Croyez-le ou non, ça fait huit ans que je suis active sur ce site.

Et croyez-le ou non, la raison première qui m’a remise à la lecture de la BD Seuls, c’est Lucius

Lucius.

Un des trois péquenots dirigeant une cité-état (inconnue au bataillon pendant les sept premiers tomes), et dont le temps d’apparition (si on cumule toutes ses cases) n’excède sans doute pas six pages au total (je suis généreuse).

J’pense qu’il est temps que je justifie ça, parce que franchement, ça n’a aucun sens.

 

Let’s be real.

 

Layer 1 – Sérieux, on s’en fout de Lucius

 

Ouais, faut mettre les choses au clair.
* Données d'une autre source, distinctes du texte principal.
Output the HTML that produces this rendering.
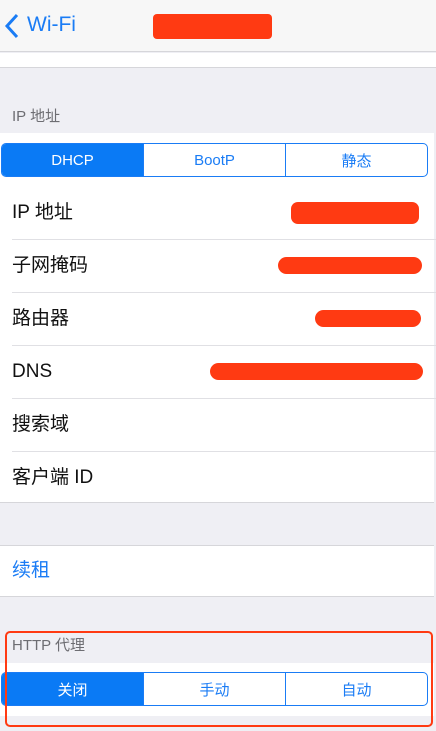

On s’en fout de Lucius.

Les personnes qui lisent ce post ont toutes les raisons de s’en foutre de Lucius, la BD n’a pas de grand intérêt pour Lucius, et même moi, à ma première lecture du tome 8, je m’en foutais complet de Lucius. Je dois même ajouter que je trouvais les charadesigns des Sages vus et revus et ennuyeux.

Mais bon, si ce layer avait duré, je ne serais pas sur ce site pour en parler, hein ?

 

Layer 2 – La scène™️

 

Si vous aviez demandé à la Malike de 2017 pourquoi son personnage préféré était Lucius, elle vous aurait parlé de la scène de Chant d’automne.

D’une manière ou d’une autre, c’était toujours cette scène.

Pour ceux qui ne s’en rappellent pas (je ne peux pas vous blâmer), permettez-moi de vous rafraîchir la mémoire. Alors qu’il s’apprête à être interrogé par les Sages de Néosalem, dans le tome 8, Dodji tente de prendre la fuite. Mais il est rattrapé par Achille, menacé par Éloi, et contraint de continuer de passer les épreuves dans les Arènes.

Cette tentative d’évasion est, plus tard, punie par une épreuve qu’il doit piocher au hasard, et réussir sous peine de se faire trancher la main. Le hasard veut que Dodji soit forcé de réciter un poème devant toute la foule des Arènes.

Il choisit Chant d’automne de Charles Baudelaire. C’est ainsi que la scène débute. Dodji, tiraillé par une expression résignée et colérique, récite les vers, seul devant la foule. Les cases sont à la fois simples et sinistres, remplies seulement du verbe de Baudelaire et des visages indistincts du public. On peut sentir le silence qui pèse, jusqu’à la rupture. Un étrange élément perturbateur : Lucius, un des Sages de Néosalem, achève la scène en complétant le poème et en donnant son titre.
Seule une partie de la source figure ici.